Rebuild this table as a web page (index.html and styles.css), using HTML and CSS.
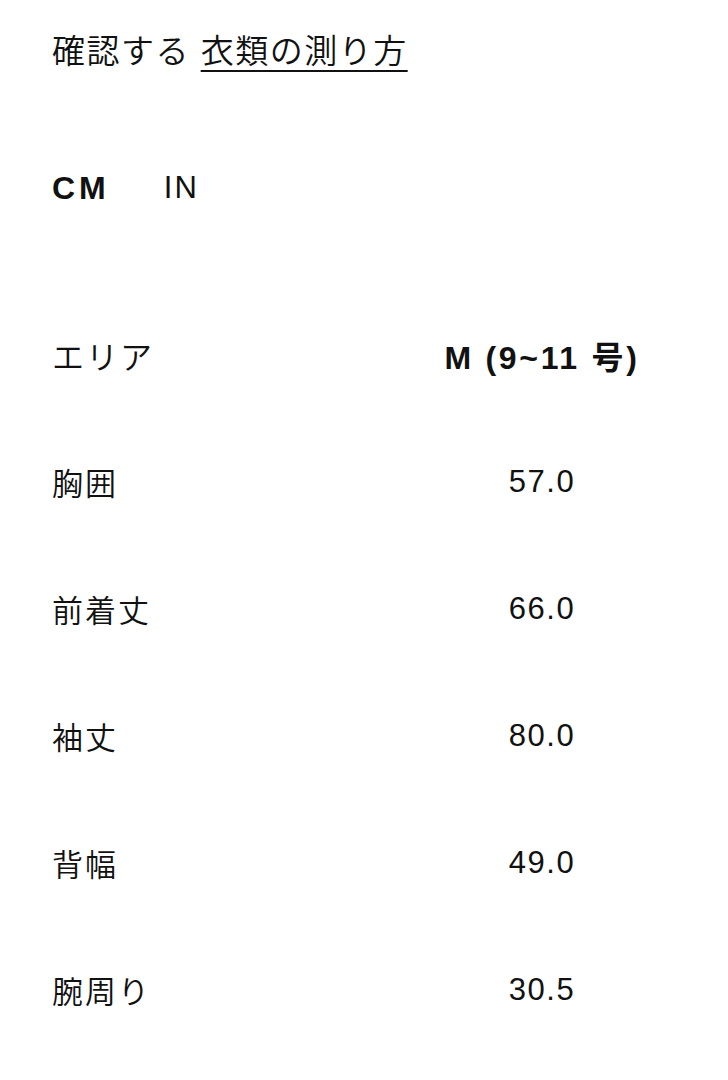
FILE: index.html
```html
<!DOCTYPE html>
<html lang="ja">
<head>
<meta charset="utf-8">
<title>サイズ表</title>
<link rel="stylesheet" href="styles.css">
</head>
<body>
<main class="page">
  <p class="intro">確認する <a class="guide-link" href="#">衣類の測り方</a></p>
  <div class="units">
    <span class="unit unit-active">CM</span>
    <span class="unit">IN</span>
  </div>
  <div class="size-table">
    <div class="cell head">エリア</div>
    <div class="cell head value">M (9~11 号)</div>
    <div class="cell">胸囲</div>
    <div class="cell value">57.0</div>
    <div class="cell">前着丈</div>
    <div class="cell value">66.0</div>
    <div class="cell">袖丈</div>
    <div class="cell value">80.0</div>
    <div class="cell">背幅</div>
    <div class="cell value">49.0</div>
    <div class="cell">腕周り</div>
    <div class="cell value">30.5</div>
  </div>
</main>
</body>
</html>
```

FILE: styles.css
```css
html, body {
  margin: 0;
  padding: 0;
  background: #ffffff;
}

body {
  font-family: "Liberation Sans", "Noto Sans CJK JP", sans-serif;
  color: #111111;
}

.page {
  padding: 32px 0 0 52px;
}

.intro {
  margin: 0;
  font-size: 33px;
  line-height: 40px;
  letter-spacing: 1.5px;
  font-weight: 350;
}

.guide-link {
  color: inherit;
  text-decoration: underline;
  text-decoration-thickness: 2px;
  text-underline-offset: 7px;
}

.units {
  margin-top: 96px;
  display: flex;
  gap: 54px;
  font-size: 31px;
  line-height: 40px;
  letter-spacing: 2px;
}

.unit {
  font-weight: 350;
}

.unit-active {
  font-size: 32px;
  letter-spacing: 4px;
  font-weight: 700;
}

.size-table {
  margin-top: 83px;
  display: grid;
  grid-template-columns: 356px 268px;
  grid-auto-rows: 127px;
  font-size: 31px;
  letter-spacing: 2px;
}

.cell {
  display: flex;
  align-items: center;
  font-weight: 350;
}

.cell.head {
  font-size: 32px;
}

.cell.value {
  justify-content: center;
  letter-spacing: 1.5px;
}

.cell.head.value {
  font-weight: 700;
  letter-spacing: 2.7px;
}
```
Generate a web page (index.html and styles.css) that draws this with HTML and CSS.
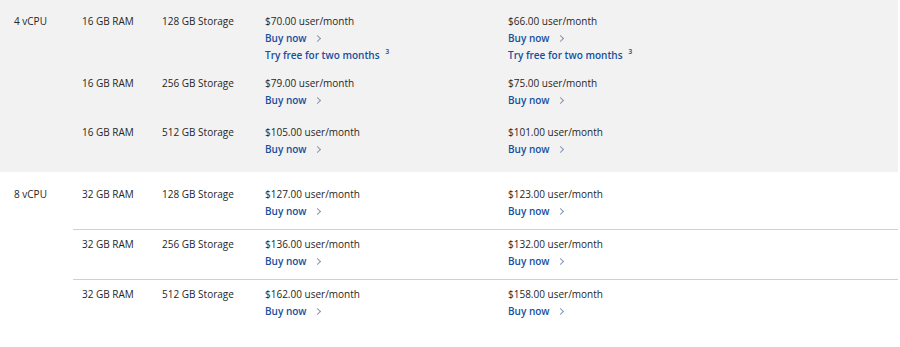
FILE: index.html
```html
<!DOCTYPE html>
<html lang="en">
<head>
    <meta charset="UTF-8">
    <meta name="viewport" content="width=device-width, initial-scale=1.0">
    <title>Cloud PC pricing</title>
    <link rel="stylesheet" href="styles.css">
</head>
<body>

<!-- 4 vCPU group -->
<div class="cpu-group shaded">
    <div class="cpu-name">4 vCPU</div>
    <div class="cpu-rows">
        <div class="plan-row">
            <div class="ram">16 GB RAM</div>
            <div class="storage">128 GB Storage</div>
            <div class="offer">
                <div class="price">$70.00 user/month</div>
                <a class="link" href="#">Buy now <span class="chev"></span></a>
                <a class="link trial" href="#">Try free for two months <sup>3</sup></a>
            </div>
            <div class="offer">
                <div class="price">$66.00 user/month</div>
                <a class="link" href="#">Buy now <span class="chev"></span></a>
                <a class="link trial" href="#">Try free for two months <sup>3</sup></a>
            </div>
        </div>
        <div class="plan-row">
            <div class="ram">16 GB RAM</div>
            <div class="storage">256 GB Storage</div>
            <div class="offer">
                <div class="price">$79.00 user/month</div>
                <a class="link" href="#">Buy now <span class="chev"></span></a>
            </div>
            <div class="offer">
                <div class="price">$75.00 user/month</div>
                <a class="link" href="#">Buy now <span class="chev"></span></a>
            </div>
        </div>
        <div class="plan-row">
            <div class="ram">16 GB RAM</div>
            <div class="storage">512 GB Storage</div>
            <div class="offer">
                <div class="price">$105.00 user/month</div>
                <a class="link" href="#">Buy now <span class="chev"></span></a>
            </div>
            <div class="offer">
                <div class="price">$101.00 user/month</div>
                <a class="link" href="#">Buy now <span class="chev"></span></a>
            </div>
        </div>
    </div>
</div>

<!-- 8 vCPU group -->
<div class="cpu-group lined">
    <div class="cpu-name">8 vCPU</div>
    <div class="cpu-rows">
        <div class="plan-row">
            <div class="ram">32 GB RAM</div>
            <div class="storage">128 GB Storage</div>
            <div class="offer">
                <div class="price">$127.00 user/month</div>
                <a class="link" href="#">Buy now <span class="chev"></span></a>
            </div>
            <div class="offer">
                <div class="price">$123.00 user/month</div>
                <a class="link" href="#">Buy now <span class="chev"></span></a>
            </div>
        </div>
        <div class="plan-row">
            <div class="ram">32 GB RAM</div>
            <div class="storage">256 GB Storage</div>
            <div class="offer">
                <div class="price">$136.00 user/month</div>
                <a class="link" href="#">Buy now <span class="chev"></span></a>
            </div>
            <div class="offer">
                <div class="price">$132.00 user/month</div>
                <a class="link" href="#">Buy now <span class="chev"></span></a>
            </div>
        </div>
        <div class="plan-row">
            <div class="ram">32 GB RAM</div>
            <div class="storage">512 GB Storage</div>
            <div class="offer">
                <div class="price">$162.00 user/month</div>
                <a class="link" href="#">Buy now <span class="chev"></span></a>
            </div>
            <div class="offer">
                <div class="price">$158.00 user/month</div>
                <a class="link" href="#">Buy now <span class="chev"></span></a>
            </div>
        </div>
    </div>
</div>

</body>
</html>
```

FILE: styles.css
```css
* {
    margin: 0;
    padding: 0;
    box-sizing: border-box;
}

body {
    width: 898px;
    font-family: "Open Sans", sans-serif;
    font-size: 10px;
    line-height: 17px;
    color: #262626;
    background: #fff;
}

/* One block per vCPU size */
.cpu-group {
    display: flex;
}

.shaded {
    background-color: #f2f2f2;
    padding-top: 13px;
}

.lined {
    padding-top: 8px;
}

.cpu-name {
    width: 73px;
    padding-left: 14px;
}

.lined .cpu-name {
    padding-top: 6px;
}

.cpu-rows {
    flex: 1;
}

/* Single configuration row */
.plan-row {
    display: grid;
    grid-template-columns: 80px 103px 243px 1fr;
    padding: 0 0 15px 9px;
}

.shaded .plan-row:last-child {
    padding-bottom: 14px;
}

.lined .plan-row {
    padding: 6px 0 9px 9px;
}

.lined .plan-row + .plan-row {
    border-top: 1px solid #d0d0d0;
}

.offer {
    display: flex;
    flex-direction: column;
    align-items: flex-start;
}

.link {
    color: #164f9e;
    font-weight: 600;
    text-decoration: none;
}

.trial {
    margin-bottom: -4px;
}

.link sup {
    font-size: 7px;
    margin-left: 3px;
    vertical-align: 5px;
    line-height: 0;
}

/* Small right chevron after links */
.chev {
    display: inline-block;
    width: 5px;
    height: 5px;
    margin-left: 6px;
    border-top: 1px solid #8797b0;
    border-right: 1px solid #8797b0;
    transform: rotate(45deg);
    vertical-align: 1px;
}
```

▸ **SHORT PROBLEM**:
Write out the entries above word for word. Do not include the pictures.

▸ **OUTPUT BELOW**:
Rebuild this table as a web page (index.html and styles.css), using HTML and CSS.
FILE: index.html
```html
<!DOCTYPE html>
<html lang="ja">
<head>
<meta charset="utf-8">
<title>サイズ表</title>
<link rel="stylesheet" href="styles.css">
</head>
<body>
<main class="page">
  <p class="intro">確認する <a class="guide-link" href="#">衣類の測り方</a></p>
  <div class="units">
    <span class="unit unit-active">CM</span>
    <span class="unit">IN</span>
  </div>
  <div class="size-table">
    <div class="cell head">エリア</div>
    <div class="cell head value">M (9~11 号)</div>
    <div class="cell">胸囲</div>
    <div class="cell value">57.0</div>
    <div class="cell">前着丈</div>
    <div class="cell value">66.0</div>
    <div class="cell">袖丈</div>
    <div class="cell value">80.0</div>
    <div class="cell">背幅</div>
    <div class="cell value">49.0</div>
    <div class="cell">腕周り</div>
    <div class="cell value">30.5</div>
  </div>
</main>
</body>
</html>
```

FILE: styles.css
```css
html, body {
  margin: 0;
  padding: 0;
  background: #ffffff;
}

body {
  font-family: "Liberation Sans", "Noto Sans CJK JP", sans-serif;
  color: #111111;
}

.page {
  padding: 32px 0 0 52px;
}

.intro {
  margin: 0;
  font-size: 33px;
  line-height: 40px;
  letter-spacing: 1.5px;
  font-weight: 350;
}

.guide-link {
  color: inherit;
  text-decoration: underline;
  text-decoration-thickness: 2px;
  text-underline-offset: 7px;
}

.units {
  margin-top: 96px;
  display: flex;
  gap: 54px;
  font-size: 31px;
  line-height: 40px;
  letter-spacing: 2px;
}

.unit {
  font-weight: 350;
}

.unit-active {
  font-size: 32px;
  letter-spacing: 4px;
  font-weight: 700;
}

.size-table {
  margin-top: 83px;
  display: grid;
  grid-template-columns: 356px 268px;
  grid-auto-rows: 127px;
  font-size: 31px;
  letter-spacing: 2px;
}

.cell {
  display: flex;
  align-items: center;
  font-weight: 350;
}

.cell.head {
  font-size: 32px;
}

.cell.value {
  justify-content: center;
  letter-spacing: 1.5px;
}

.cell.head.value {
  font-weight: 700;
  letter-spacing: 2.7px;
}
```
Generate a web page (index.html and styles.css) that draws this with HTML and CSS.
FILE: index.html
```html
<!DOCTYPE html>
<html lang="en">
<head>
    <meta charset="UTF-8">
    <meta name="viewport" content="width=device-width, initial-scale=1.0">
    <title>Cloud PC pricing</title>
    <link rel="stylesheet" href="styles.css">
</head>
<body>

<!-- 4 vCPU group -->
<div class="cpu-group shaded">
    <div class="cpu-name">4 vCPU</div>
    <div class="cpu-rows">
        <div class="plan-row">
            <div class="ram">16 GB RAM</div>
            <div class="storage">128 GB Storage</div>
            <div class="offer">
                <div class="price">$70.00 user/month</div>
                <a class="link" href="#">Buy now <span class="chev"></span></a>
                <a class="link trial" href="#">Try free for two months <sup>3</sup></a>
            </div>
            <div class="offer">
                <div class="price">$66.00 user/month</div>
                <a class="link" href="#">Buy now <span class="chev"></span></a>
                <a class="link trial" href="#">Try free for two months <sup>3</sup></a>
            </div>
        </div>
        <div class="plan-row">
            <div class="ram">16 GB RAM</div>
            <div class="storage">256 GB Storage</div>
            <div class="offer">
                <div class="price">$79.00 user/month</div>
                <a class="link" href="#">Buy now <span class="chev"></span></a>
            </div>
            <div class="offer">
                <div class="price">$75.00 user/month</div>
                <a class="link" href="#">Buy now <span class="chev"></span></a>
            </div>
        </div>
        <div class="plan-row">
            <div class="ram">16 GB RAM</div>
            <div class="storage">512 GB Storage</div>
            <div class="offer">
                <div class="price">$105.00 user/month</div>
                <a class="link" href="#">Buy now <span class="chev"></span></a>
            </div>
            <div class="offer">
                <div class="price">$101.00 user/month</div>
                <a class="link" href="#">Buy now <span class="chev"></span></a>
            </div>
        </div>
    </div>
</div>

<!-- 8 vCPU group -->
<div class="cpu-group lined">
    <div class="cpu-name">8 vCPU</div>
    <div class="cpu-rows">
        <div class="plan-row">
            <div class="ram">32 GB RAM</div>
            <div class="storage">128 GB Storage</div>
            <div class="offer">
                <div class="price">$127.00 user/month</div>
                <a class="link" href="#">Buy now <span class="chev"></span></a>
            </div>
            <div class="offer">
                <div class="price">$123.00 user/month</div>
                <a class="link" href="#">Buy now <span class="chev"></span></a>
            </div>
        </div>
        <div class="plan-row">
            <div class="ram">32 GB RAM</div>
            <div class="storage">256 GB Storage</div>
            <div class="offer">
                <div class="price">$136.00 user/month</div>
                <a class="link" href="#">Buy now <span class="chev"></span></a>
            </div>
            <div class="offer">
                <div class="price">$132.00 user/month</div>
                <a class="link" href="#">Buy now <span class="chev"></span></a>
            </div>
        </div>
        <div class="plan-row">
            <div class="ram">32 GB RAM</div>
            <div class="storage">512 GB Storage</div>
            <div class="offer">
                <div class="price">$162.00 user/month</div>
                <a class="link" href="#">Buy now <span class="chev"></span></a>
            </div>
            <div class="offer">
                <div class="price">$158.00 user/month</div>
                <a class="link" href="#">Buy now <span class="chev"></span></a>
            </div>
        </div>
    </div>
</div>

</body>
</html>
```

FILE: styles.css
```css
* {
    margin: 0;
    padding: 0;
    box-sizing: border-box;
}

body {
    width: 898px;
    font-family: "Open Sans", sans-serif;
    font-size: 10px;
    line-height: 17px;
    color: #262626;
    background: #fff;
}

/* One block per vCPU size */
.cpu-group {
    display: flex;
}

.shaded {
    background-color: #f2f2f2;
    padding-top: 13px;
}

.lined {
    padding-top: 8px;
}

.cpu-name {
    width: 73px;
    padding-left: 14px;
}

.lined .cpu-name {
    padding-top: 6px;
}

.cpu-rows {
    flex: 1;
}

/* Single configuration row */
.plan-row {
    display: grid;
    grid-template-columns: 80px 103px 243px 1fr;
    padding: 0 0 15px 9px;
}

.shaded .plan-row:last-child {
    padding-bottom: 14px;
}

.lined .plan-row {
    padding: 6px 0 9px 9px;
}

.lined .plan-row + .plan-row {
    border-top: 1px solid #d0d0d0;
}

.offer {
    display: flex;
    flex-direction: column;
    align-items: flex-start;
}

.link {
    color: #164f9e;
    font-weight: 600;
    text-decoration: none;
}

.trial {
    margin-bottom: -4px;
}

.link sup {
    font-size: 7px;
    margin-left: 3px;
    vertical-align: 5px;
    line-height: 0;
}

/* Small right chevron after links */
.chev {
    display: inline-block;
    width: 5px;
    height: 5px;
    margin-left: 6px;
    border-top: 1px solid #8797b0;
    border-right: 1px solid #8797b0;
    transform: rotate(45deg);
    vertical-align: 1px;
}
```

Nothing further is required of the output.